Note that the patterns are taken as awk patterns, that's similar to the extended regular expressions supported by grep -E/egrep. For case insensitive matching, you can add a -v IGNORECASE=1 if using GNU awk, or portably change to:

PATTERNS='foo
bar
baz' find . -mtime -"$a" -type f ! -name "*.bak*" -exec awk -v q=\' '
  function shquote(s) {
    gsub(q, q "\\" q q, s)
    return q s q
  }
  BEGIN {
    n = split(tolower(ENVIRON["PATTERNS"]), pats, "\n")
    for (arg = 1; arg < ARGC; arg++) {
      file = ARGV[arg]
      cmd = "gzip -dcf < " shquote(file)
      for (i = 1; i <= n; i++) notfound[pats[i]]
      left = n
      while (left && (cmd | getline line) > 0) {
        line = tolower(line)
        for (pat in notfound) {
          if (line ~ pat) {
            if (!--left) {
              print file
              break
            }
            delete notfound[pat]
          }
        }
      }
      close(cmd)
    }
    exit
  }' {} +

(assuming the patterns don't have non-standard ERE extensions like \S, which would be converted to \s).

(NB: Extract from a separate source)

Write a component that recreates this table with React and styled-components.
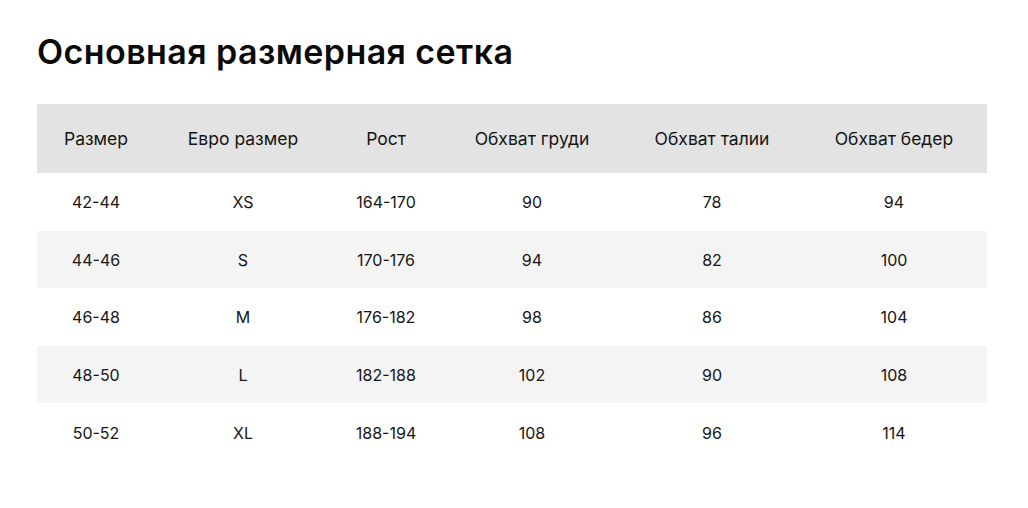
import styled, { createGlobalStyle } from "styled-components"

const Global = createGlobalStyle`
  body {
    margin: 0;
    background: #fff;
    font-family: Inter, "Noto Sans", sans-serif;
    color: #111;
  }
`

const Page = styled.div`
  padding: 32px 41px 0 37px;
`

const Title = styled.h1`
  margin: 0 0 32px;
  font-size: 34px;
  font-weight: 600;
  line-height: 40px;
  letter-spacing: 0.42px;
  color: #0a0a0a;
`

const Table = styled.div`
  width: 950px;
  display: grid;
  grid-template-columns: 118px 176px 110px 182px 178px 186px;
`

const Row = styled.div`
  display: contents;
`

const Cell = styled.div`
  height: ${p => (p.head ? "69px" : "57.6px")};
  display: flex;
  align-items: center;
  justify-content: center;
  padding-top: ${p => (p.head ? "0" : "1px")};
  box-sizing: border-box;
  font-size: ${p => (p.head ? "17.5px" : "16px")};
  background: ${p => (p.head ? "#e3e3e3" : p.shade ? "#f4f4f4" : "#fff")};
  color: #151515;
`

const heads = ["Размер", "Евро размер", "Рост", "Обхват груди", "Обхват талии", "Обхват бедер"]

const rows = [
  ["42-44", "XS", "164-170", "90", "78", "94"],
  ["44-46", "S", "170-176", "94", "82", "100"],
  ["46-48", "M", "176-182", "98", "86", "104"],
  ["48-50", "L", "182-188", "102", "90", "108"],
  ["50-52", "XL", "188-194", "108", "96", "114"],
]

export default function App() {
  return (
    <Page>
      <Global />
      <Title>Основная размерная сетка</Title>
      <Table>
        <Row>
          {heads.map(h => (
            <Cell head key={h}>{h}</Cell>
          ))}
        </Row>
        {rows.map((r, i) => (
          <Row key={i}>
            {r.map((v, j) => (
              <Cell shade={i % 2 === 1} key={j}>{v}</Cell>
            ))}
          </Row>
        ))}
      </Table>
    </Page>
  )
}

You could put that awk command in a zgrep-many script to make it easier to use. Something like:

#! /bin/sh -

usage() {
  cat >&2 << EOF
Usage: $0 [-e <pattern>] [-f <file] [-i] [pattern] files

List the files for which all the given patterns are matched.
EOF
  exit 1
}

ignorecase= 
PATTERNS=
export PATTERNS
NL='
'
sep=

while getopts e:f:i opt; do
  case $opt in
    (e) PATTERNS=$PATTERNS$sep$OPTARG; sep=$NL;;
    (f) PATTERNS=$PATTERNS$sep$(cat < "$OPTARG") || exit; sep=$NL;;
    (i) ignorecase='tolower(';;
    (*) usage;;
  esac
done
shift "$((OPTIND - 1))"
if [ -z "$PATTERNS" ]; then
  [ "$#" -gt 0 ] || usage
  PATTERN=$1; shift
fi

[ "$#" -eq 0 ] && exit

exec awk -v q=\' '
  function shquote(s) {
    gsub(q, q "\\" q q, s)
    return q s q
  }
  BEGIN {
    n = split('"$ignorecase"'ENVIRON["PATTERNS"]'"${ignorecase:+)}"', pats, "\n")
    for (arg = 1; arg < ARGC; arg++) {
      file = ARGV[arg]
      cmd = "gzip -dcf < " shquote(file)
      for (i = 1; i <= n; i++) notfound[pats[i]]
      left = n
      while (left && (cmd | getline line) > 0) {
        '"${ignorecase:+line = tolower(line)}"'
        for (pat in notfound) {
          if (line ~ pat) {
            if (!--left) {
              print file
              break
            }
            delete notfound[pat]
          }
        }
      }
      close(cmd)
    }
    exit
  }' "$@"

To be used as:

find ... -exec zgrep-many -ie foo -e bar -e baz {} +

for instance.

2

grep doesn't have AND option for matching multiple patterns, but you can essentially OR match patterns using |. If you use extended syntax, you could combine multiple patterns with all their combinations:

a.*b.*c|a.*c.*b|b.*a.*c|b.*c.*a|c.*a.*b|c.*b.*a

But its probably not a good idea if you got more than two patterns since the number of combinations goes up quickly.

You could combine your zgrep commands using -exec. Use quiet option -q for every zgrep except the last one (which prints the filename if it and all previous greps found a match).

find -mtime -$a -type f ! -name "*.bak*"      \
        -exec zgrep -iq "$b" {} \;            \
        -exec zgrep -iq "$c" {} \;            \
        -exec zgrep -il "$d" {} \; | sort
sebasth
  • 14,872
  • How to make that command into a variable? My command is inside a script and I use it as a value to a variable like output=$(command in here). I use it to further call to another function in my script. And does it speeds up the run time of the command? – WashichawbachaW Aug 24 '17 at 08:47
  • It executes the right file but it takes longer to output than my original command. Do you have anymore better shorter to type command? My original command takes only 16 seconds to finish. Yours takes 39-45 secs. Tha's more than twice as slow compared to mine – WashichawbachaW Aug 24 '17 at 08:58
  • No, I don't think there is any way this is going to be faster since zgrep is executed separately for each match and since the next -exec depends on return value of previous -exec passing more filenames in find isn't likely going to work. – sebasth Aug 24 '17 at 09:23
1

You might use find with a command running three zgrep-s like

  find -mtime -$a -type f ! -name "*.bak*"      \
       -exec zgrep -q {} "$b" \; \
       -a   -exec zgrep -q {} "$c" \; \
       -a   -exec zgrep -q {} "$d" \; \
    | sort

You could also collect first the names of files to grep e.g.

 find -mtime -$a -type f ! -name "*.bak*" > /tmp/file-list

(assuming your file names are nice, without spaces)

then loop on every line in /tmp/file-list

At last, you could write a script in another language (awk, Python, ...)

and to avoid typing, you might define a shell function.